Once triggered, three processes handle the promotion in sequence: the postmaster process, the Startup process, and the LogIndex background worker (BGW).

Postmaster process

The postmaster process detects the trigger file or receives the promote command and starts the online promotion.
It sends SIGTERM to all backend processes to disconnect all sessions.
It remounts the shared storage in read/write mode.

This step requires support from the underlying storage.
It sends SIGUSR2 to the Startup process to end log replay and handle the promotion.
It sends SIGUSR2 to the Polar Worker auxiliary process to stop parsing LogIndex data that is only needed during normal Replica operation.
It sends SIGUSR2 to the LogIndex BGW process to handle the promotion.

Startup process

The Startup process replays all WAL logs generated by the old primary node and generates the corresponding LogIndex data.
It confirms that the last checkpoint from the old primary node has completed on the Replica node, ensuring that checkpoint data is flushed to disk.
It waits for the LogIndex BGW process to enter the POLAR_BG_WAITING_RESET state.
It copies local data, such as the commit log (clog), from the Replica node to shared storage.
It resets the WAL Meta Queue memory space, reloads slot information from shared storage, and resets the LogIndex BGW replay offset to the minimum of its current offset and the consistency offset. This new offset becomes the starting point for the next replay by the LogIndex BGW process.
It sets the node role to primary and sets the LogIndex BGW state to POLAR_BG_ONLINE_PROMOTE. At this point, the cluster can serve read and write requests.

LogIndex BGW process

The LogIndex BGW process runs according to a state machine throughout its lifecycle. The following table describes the operations for each state.

State	Description
`POLAR_BG_WAITING_RESET`	The process state is reset. It notifies other processes that the state machine has changed.
`POLAR_BG_ONLINE_PROMOTE`	Reads LogIndex data, organizes and distributes replay tasks, and uses the parallel replay process group to replay WAL logs. The process must replay all LogIndex data before switching to another state. After replay, it advances the replay offset of the background replay process.
`POLAR_BG_REDO_NOT_START`	The replay task has ended.
`POLAR_BG_RO_BUF_REPLAYING`	Normal Replica running state. Reads LogIndex data, replays WAL logs in sequence, and advances the replay offset after each round.
`POLAR_BG_PARALLEL_REPLAYING`	Reads LogIndex data, organizes and distributes replay tasks, and uses the parallel replay process group to replay WAL logs. Advances the replay offset after each round.

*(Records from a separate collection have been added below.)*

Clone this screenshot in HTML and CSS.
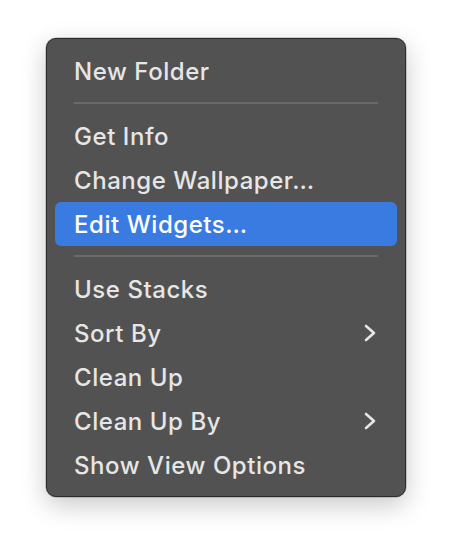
FILE: index.html
```html
<!DOCTYPE html>
<html lang="en">
  <head>
    <meta charset="UTF-8" />
    <meta name="viewport" content="width=device-width, initial-scale=1.0" />
    <title>Desktop Menu</title>
    <link rel="stylesheet" href="styles.css">
  </head>
  <body>
    <div class="menu">
      <div class="menu-item">New Folder</div>
      <div class="separator"></div>

      <div class="menu-item">Get Info</div>
      <div class="menu-item">Change Wallpaper…</div>
      <div class="menu-item active">Edit Widgets…</div>
      <div class="separator"></div>

      <div class="menu-item">Use Stacks</div>
      <div class="menu-item">
        <span>Sort By</span>
        <svg class="chevron" viewBox="0 0 12 18" width="12" height="18">
          <path d="M2 2 L10 9 L2 16" />
        </svg>
      </div>
      <div class="menu-item">Clean Up</div>
      <div class="menu-item">
        <span>Clean Up By</span>
        <svg class="chevron" viewBox="0 0 12 18" width="12" height="18">
          <path d="M2 2 L10 9 L2 16" />
        </svg>
      </div>
      <div class="menu-item">Show View Options</div>
    </div>
  </body>
</html>
```

FILE: styles.css
```css
/* page */
body {
  margin: 0;
  padding: 38px 0 60px 46px;
  min-height: 552px;
  box-sizing: border-box;
  background: #fff;
  font-family: 'Inter', 'Noto Sans', sans-serif;
}

/* menu box */
.menu {
  width: 342px;
  padding: 10px 8px 9px 8px;
  background: #525252;
  border: 1px solid #2b2b2b;
  border-radius: 10px;
  box-shadow: 0 8px 26px rgba(0, 0, 0, 0.22), 0 0 0 0.5px rgba(0, 0, 0, 0.3);
}

.menu-item {
  display: flex;
  justify-content: space-between;
  align-items: center;
  height: 44px;
  padding: 0 21px 0 19px;
  border-radius: 6px;
  color: #e6e6e6;
  font-size: 24px;
  font-weight: 500;
  letter-spacing: 0.55px;
}

.menu-item.active {
  background: #3a7be2;
  color: #fff;
}

.chevron path {
  fill: none;
  stroke: #e6e6e6;
  stroke-width: 2.6;
  stroke-linecap: round;
  stroke-linejoin: round;
}

/* divider */
.separator {
  height: 2px;
  margin: 9px 19px 10px 19px;
  background: #6a6a6a;
}
```
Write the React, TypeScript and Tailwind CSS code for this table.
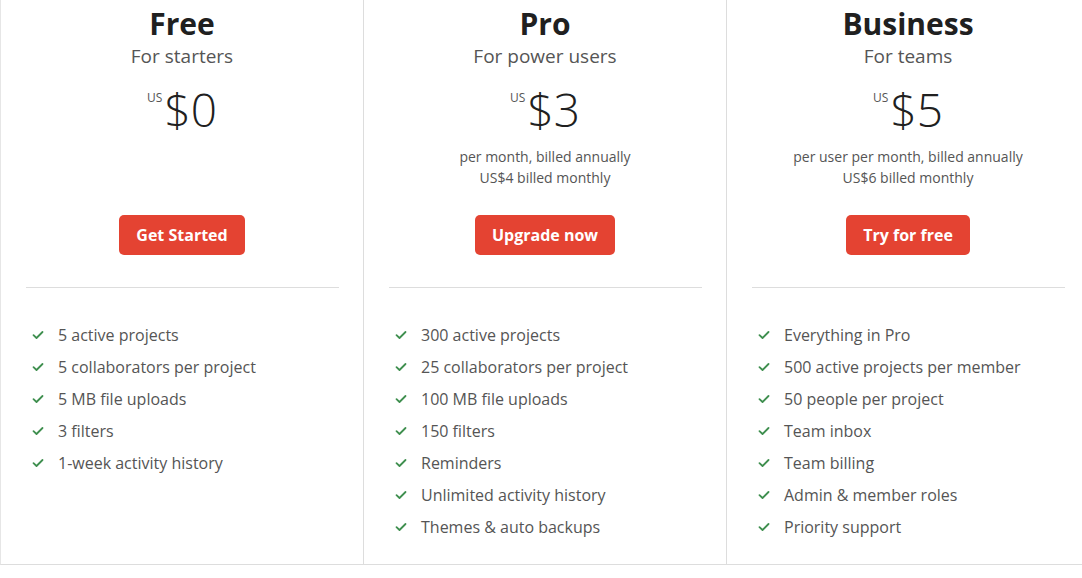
import React from "react";

type Plan = {
  name: string;
  sub: string;
  price: string;
  desc: string[];
  cta: string;
  features: string[];
};

const plans: Plan[] = [
  {
    name: "Free",
    sub: "For starters",
    price: "$0",
    desc: [],
    cta: "Get Started",
    features: [
      "5 active projects",
      "5 collaborators per project",
      "5 MB file uploads",
      "3 filters",
      "1-week activity history",
    ],
  },
  {
    name: "Pro",
    sub: "For power users",
    price: "$3",
    desc: ["per month, billed annually", "US$4 billed monthly"],
    cta: "Upgrade now",
    features: [
      "300 active projects",
      "25 collaborators per project",
      "100 MB file uploads",
      "150 filters",
      "Reminders",
      "Unlimited activity history",
      "Themes & auto backups",
    ],
  },
  {
    name: "Business",
    sub: "For teams",
    price: "$5",
    desc: ["per user per month, billed annually", "US$6 billed monthly"],
    cta: "Try for free",
    features: [
      "Everything in Pro",
      "500 active projects per member",
      "50 people per project",
      "Team inbox",
      "Team billing",
      "Admin & member roles",
      "Priority support",
    ],
  },
];

function Check() {
  return (
    <svg width="12" height="12" viewBox="0 0 12 12" className="shrink-0">
      <path d="M1.5 6.2 L4.5 9 L10.5 3" fill="none" stroke="#3f8f4f" strokeWidth="1.8" strokeLinecap="round" strokeLinejoin="round" />
    </svg>
  );
}

export default function App() {
  return (
    <div
      className="w-[1082px] h-[578px] overflow-hidden bg-white"
      style={{ fontFamily: "'Open Sans', 'Noto Sans', sans-serif" }}
    >
      <div className="flex w-[1089px] h-[565px] border-b border-[#dddddd] border-l border-l-[#e6e6e6]">
        {plans.map((p) => (
          <div key={p.name} className="w-[363px] shrink-0 border-r border-[#dddddd] flex flex-col">
            <div className="flex flex-col items-center pt-[6px]">
              <div className="text-[30px] leading-[36px] font-bold text-[#202020]">{p.name}</div>
              <div className="mt-[1px] text-[19px] leading-[26px] text-[#555555]">{p.sub}</div>
              <div className="mt-[14px] flex items-start h-[56px]">
                <span className="text-[12px] leading-[12px] text-[#555555] mt-[9px] mr-[2px]">US</span>
                <span className="text-[46px] leading-[52px] font-light text-[#202020]">{p.price}</span>
              </div>
              <div className="mt-[7px] h-[42px] flex flex-col items-center text-[14px] leading-[21px] text-[#555555]">
                {p.desc.map((d) => (
                  <div key={d}>{d}</div>
                ))}
              </div>
              <button className="mt-[27px] h-[40px] px-[17px] rounded-[5px] bg-[#e44332] text-white text-[16px] font-bold">
                {p.cta}
              </button>
            </div>
            <div className="mx-[25px] mr-[24px] mt-[32px] border-t border-[#dddddd]" />
            <ul className="pt-[31px] pl-[31px]">
              {p.features.map((f) => (
                <li key={f} className="flex items-center h-[32px] text-[16px] text-[#555555]">
                  <Check />
                  <span className="ml-[14px]">{f}</span>
                </li>
              ))}
            </ul>
          </div>
        ))}
      </div>
    </div>
  );
}
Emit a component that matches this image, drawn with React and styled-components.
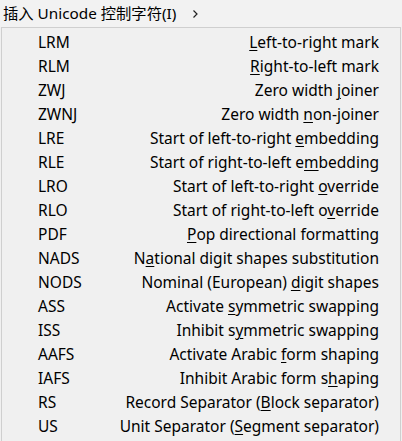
import React from "react";
import styled, { createGlobalStyle } from "styled-components";

const Global = createGlobalStyle`
  html, body { margin: 0; padding: 0; background: #f0f0f0; }
  body {
    font-family: "Noto Sans", "Noto Sans CJK SC", sans-serif;
    color: #000;
    width: 402px;
    height: 441px;
    overflow: hidden;
  }
`;

const Header = styled.div`
  height: 27px;
  display: flex;
  align-items: center;
  padding-left: 3px;
  font-size: 15.3px;
  background: #f2f2f2;
  box-sizing: border-box;
`;

const HeaderLabel = styled.span`
  line-height: 1;
`;

const Chevron = styled.span`
  margin-left: 16px;
  line-height: 1;
  display: flex;
  align-items: center;
`;

const Menu = styled.div`
  margin-left: 1px;
  width: 400px;
  box-sizing: border-box;
  border: 1px solid #cfcfcf;
  background: #f0f0f0;
  padding: 2px 0 3px;
`;

const Row = styled.div`
  height: 24px;
  display: grid;
  grid-template-columns: 1fr auto;
  align-items: center;
  padding: 0 21px 0 36px;
  font-size: 15.5px;
  white-space: nowrap;
`;

const Code = styled.span``;

const Desc = styled.span`
  text-align: right;
  u {
    text-decoration: underline;
    text-decoration-thickness: 1px;
    text-underline-offset: 2px;
  }
`;

const items = [
  ["LRM", "", "L", "eft-to-right mark"],
  ["RLM", "", "R", "ight-to-left mark"],
  ["ZWJ", "Zero width ", "j", "oiner"],
  ["ZWNJ", "Zero width ", "n", "on-joiner"],
  ["LRE", "Start of left-to-right ", "e", "mbedding"],
  ["RLE", "Start of right-to-left e", "m", "bedding"],
  ["LRO", "Start of left-to-right ", "o", "verride"],
  ["RLO", "Start of right-to-left o", "v", "erride"],
  ["PDF", "", "P", "op directional formatting"],
  ["NADS", "N", "a", "tional digit shapes substitution"],
  ["NODS", "Nominal (European) ", "d", "igit shapes"],
  ["ASS", "Activate ", "s", "ymmetric swapping"],
  ["ISS", "Inhibit s", "y", "mmetric swapping"],
  ["AAFS", "Activate Arabic ", "f", "orm shaping"],
  ["IAFS", "Inhibit Arabic form s", "h", "aping"],
  ["RS", "Record Separator (", "B", "lock separator)"],
  ["US", "Unit Separator (", "S", "egment separator)"],
];

export default function App() {
  return (
    <>
      <Global />
      <Header>
        <HeaderLabel>插入 Unicode 控制字符(I)</HeaderLabel>
        <Chevron>
          <svg width="7" height="10" viewBox="0 0 7 10">
            <path d="M1.5 1.5 L5 5 L1.5 8.5" fill="none" stroke="#222" strokeWidth="1.2" />
          </svg>
        </Chevron>
      </Header>
      <Menu>
        {items.map(([code, pre, key, post]) => (
          <Row key={code}>
            <Code>{code}</Code>
            <Desc>
              {pre}
              <u>{key}</u>
              {post}
            </Desc>
          </Row>
        ))}
      </Menu>
    </>
  );
}
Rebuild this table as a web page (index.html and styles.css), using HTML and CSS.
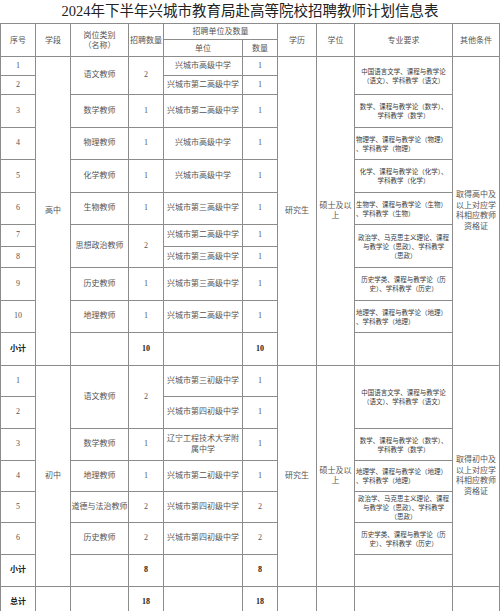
FILE: index.html
```html
<!DOCTYPE html>
<html lang="zh-CN">
<head>
<meta charset="utf-8">
<title>2024年下半年兴城市教育局赴高等院校招聘教师计划信息表</title>
<link rel="stylesheet" href="styles.css">
</head>
<body>
<div class="title">2024年下半年兴城市教育局赴高等院校招聘教师计划信息表</div>
<table class="plan">
  <colgroup>
    <col class="c-no"><col class="c-stage"><col class="c-post"><col class="c-num"><col class="c-unit"><col class="c-cnt"><col class="c-edu"><col class="c-deg"><col class="c-major"><col class="c-other">
  </colgroup>
  <thead>
    <tr class="h16">
      <th rowspan="2">序号</th>
      <th rowspan="2">学段</th>
      <th rowspan="2">岗位类别<br>（名称）</th>
      <th rowspan="2">招聘数量</th>
      <th colspan="2">招聘单位及数量</th>
      <th rowspan="2">学历</th>
      <th rowspan="2">学位</th>
      <th rowspan="2">专业要求</th>
      <th rowspan="2">其他条件</th>
    </tr>
    <tr class="h17">
      <th>单位</th>
      <th>数量</th>
    </tr>
  </thead>
  <tbody>
    <tr class="h19">
      <td>1</td>
      <td rowspan="11">高中</td>
      <td rowspan="2">语文教师</td>
      <td rowspan="2">2</td>
      <td>兴城市高级中学</td>
      <td>1</td>
      <td rowspan="11">研究生</td>
      <td rowspan="11">硕士及以<br>上</td>
      <td rowspan="2" class="major">中国语言文学、课程与教学论<br>（语文）、学科教学（语文）</td>
      <td rowspan="11">取得高中及<br>以上对应学<br>科相应教师<br>资格证</td>
    </tr>
    <tr class="h19">
      <td>2</td>
      <td>兴城市第二高级中学</td>
      <td>1</td>
    </tr>
    <tr class="h33">
      <td>3</td>
      <td>数学教师</td>
      <td>1</td>
      <td>兴城市第二高级中学</td>
      <td>1</td>
      <td class="major">数学、课程与教学论（数学）、<br>学科教学（数学）</td>
    </tr>
    <tr class="h32">
      <td>4</td>
      <td>物理教师</td>
      <td>1</td>
      <td>兴城市高级中学</td>
      <td>1</td>
      <td class="major left">物理学、课程与教学论（物理）<br>、学科教学（物理）</td>
    </tr>
    <tr class="h33">
      <td>5</td>
      <td>化学教师</td>
      <td>1</td>
      <td>兴城市高级中学</td>
      <td>1</td>
      <td class="major">化学、课程与教学论（化学）、<br>学科教学（化学）</td>
    </tr>
    <tr class="h32">
      <td>6</td>
      <td>生物教师</td>
      <td>1</td>
      <td>兴城市第三高级中学</td>
      <td>1</td>
      <td class="major left">生物学、课程与教学论（生物）<br>、学科教学（生物）</td>
    </tr>
    <tr class="h22">
      <td>7</td>
      <td rowspan="2">思想政治教师</td>
      <td rowspan="2">2</td>
      <td>兴城市第二高级中学</td>
      <td>1</td>
      <td rowspan="2" class="major">政治学、马克思主义理论、课程<br>与教学论（思政）、学科教学<br>（思政）</td>
    </tr>
    <tr class="h21">
      <td>8</td>
      <td>兴城市第三高级中学</td>
      <td>1</td>
    </tr>
    <tr class="h33">
      <td>9</td>
      <td>历史教师</td>
      <td>1</td>
      <td>兴城市第三高级中学</td>
      <td>1</td>
      <td class="major">历史学类、课程与教学论（历<br>史）、学科教学（历史）</td>
    </tr>
    <tr class="h32">
      <td>10</td>
      <td>地理教师</td>
      <td>1</td>
      <td>兴城市第二高级中学</td>
      <td>1</td>
      <td class="major left">地理学、课程与教学论（地理）<br>、学科教学（地理）</td>
    </tr>
    <tr class="h33 sum">
      <td>小计</td>
      <td></td>
      <td>10</td>
      <td></td>
      <td>10</td>
      <td></td>
    </tr>
    <tr class="h31">
      <td>1</td>
      <td rowspan="7">初中</td>
      <td rowspan="2">语文教师</td>
      <td rowspan="2">2</td>
      <td>兴城市第三初级中学</td>
      <td>1</td>
      <td rowspan="7">研究生</td>
      <td rowspan="7">硕士及以<br>上</td>
      <td rowspan="2" class="major">中国语言文学、课程与教学论<br>（语文）、学科教学（语文）</td>
      <td rowspan="7">取得初中及<br>以上对应学<br>科相应教师<br>资格证</td>
    </tr>
    <tr class="h32">
      <td>2</td>
      <td>兴城市第四初级中学</td>
      <td>1</td>
    </tr>
    <tr class="h32">
      <td>3</td>
      <td>数学教师</td>
      <td>1</td>
      <td>辽宁工程技术大学附<br>属中学</td>
      <td>1</td>
      <td class="major">数学、课程与教学论（数学）、<br>学科教学（数学）</td>
    </tr>
    <tr class="h31">
      <td>4</td>
      <td>地理教师</td>
      <td>1</td>
      <td>兴城市第二初级中学</td>
      <td>1</td>
      <td class="major left">地理学、课程与教学论（地理）<br>、学科教学（地理）</td>
    </tr>
    <tr class="h31">
      <td>5</td>
      <td>道德与法治教师</td>
      <td>2</td>
      <td>兴城市第四初级中学</td>
      <td>2</td>
      <td class="major">政治学、马克思主义理论、课程<br>与教学论（思政）、学科教学<br>（思政）</td>
    </tr>
    <tr class="h32">
      <td>6</td>
      <td>历史教师</td>
      <td>2</td>
      <td>兴城市第四初级中学</td>
      <td>2</td>
      <td class="major">历史学类、课程与教学论（历<br>史）、学科教学（历史）</td>
    </tr>
    <tr class="h32 sum">
      <td>小计</td>
      <td></td>
      <td>8</td>
      <td></td>
      <td>8</td>
      <td></td>
    </tr>
    <tr class="h32 sum">
      <td>总计</td>
      <td></td>
      <td></td>
      <td>18</td>
      <td></td>
      <td>18</td>
      <td></td>
      <td></td>
      <td></td>
      <td></td>
    </tr>
  </tbody>
</table>
</body>
</html>
```
FILE: styles.css
```css
html, body {
  margin: 0;
  padding: 0;
  background: #ffffff;
}

body {
  width: 500px;
  overflow: hidden;
}

.title {
  height: 23px;
  font-family: "Liberation Serif", "Noto Sans CJK SC", serif;
  font-size: 14.5px;
  line-height: 23px;
  text-align: center;
  color: #222222;
  white-space: nowrap;
}

.plan {
  border-collapse: collapse;
  table-layout: fixed;
  width: 500px;
  font-family: "Liberation Serif", "Noto Sans CJK SC", serif;
  font-size: 8px;
  line-height: 10.5px;
  color: #555555;
}

.plan th,
.plan td {
  border: 1px solid #8c8c8c;
  padding: 0;
  text-align: center;
  vertical-align: middle;
  white-space: nowrap;
  overflow: hidden;
}

.plan th {
  font-family: "Noto Sans CJK SC", sans-serif;
  font-weight: normal;
  color: #555555;
}

.c-no { width: 35px; }
.c-stage { width: 35px; }
.c-post { width: 58px; }
.c-num { width: 35px; }
.c-unit { width: 79px; }
.c-cnt { width: 35px; }
.c-edu { width: 39px; }
.c-deg { width: 38px; }
.c-major { width: 98px; }
.c-other { width: 47px; }

.plan td.major {
  font-family: "Noto Sans CJK SC", sans-serif;
  font-size: 6.5px;
  line-height: 9px;
  color: #3a3a3a;
}

.plan td.left {
  text-align: left;
  padding-left: 1px;
}

.sum td {
  font-weight: bold;
  color: #222222;
}

.h16 { height: 16px; }
.h17 { height: 17px; }
.h19 { height: 19px; }
.h21 { height: 21px; }
.h22 { height: 22px; }
.h31 { height: 31px; }
.h32 { height: 32px; }
.h33 { height: 33px; }
```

After the LogIndex BGW process receives SIGUSR2 from the postmaster process, it runs the online promotion as follows:

It flushes all LogIndex data to disk and switches its state to POLAR_BG_WAITING_RESET.
It waits for the Startup process to switch the LogIndex BGW state to POLAR_BG_ONLINE_PROMOTE, then replays all WAL logs in sequence:
- Before promotion: the background replay process replays only pages in the buffer pool.
- During promotion: some pages from the old primary node may not have been flushed to disk. The background replay process replays all WAL logs in sequence and calls MarkBufferDirty to mark replayed pages as dirty, queuing them for flushing.
- After replay: it advances the replay offset and switches its state to POLAR_BG_REDO_NOT_START.

Dirty page flushing control

Each dirty page has an Oldest Log Sequence Number (LSN). This LSN is ordered in the FlushList and determines the consistency offset.

After promotion, both WAL replay and new write operations occur simultaneously. On a primary node, the current WAL insertion offset is used directly as the buffer's Oldest LSN. Applying this same approach on the newly promoted node could advance the consistency offset before all buffers with smaller LSNs are flushed to disk.

To avoid this, PolarDB for PostgreSQL handles two categories of dirty pages during online promotion:

Dirty pages created when replaying WAL logs from the old primary node.
Dirty pages created by new write operations on the new primary node.

In both cases, PolarDB for PostgreSQL sets the Oldest LSN to the replay offset advanced by the LogIndex BGW process. The consistency offset advances only after all buffers marked with the same Oldest LSN are flushed to disk.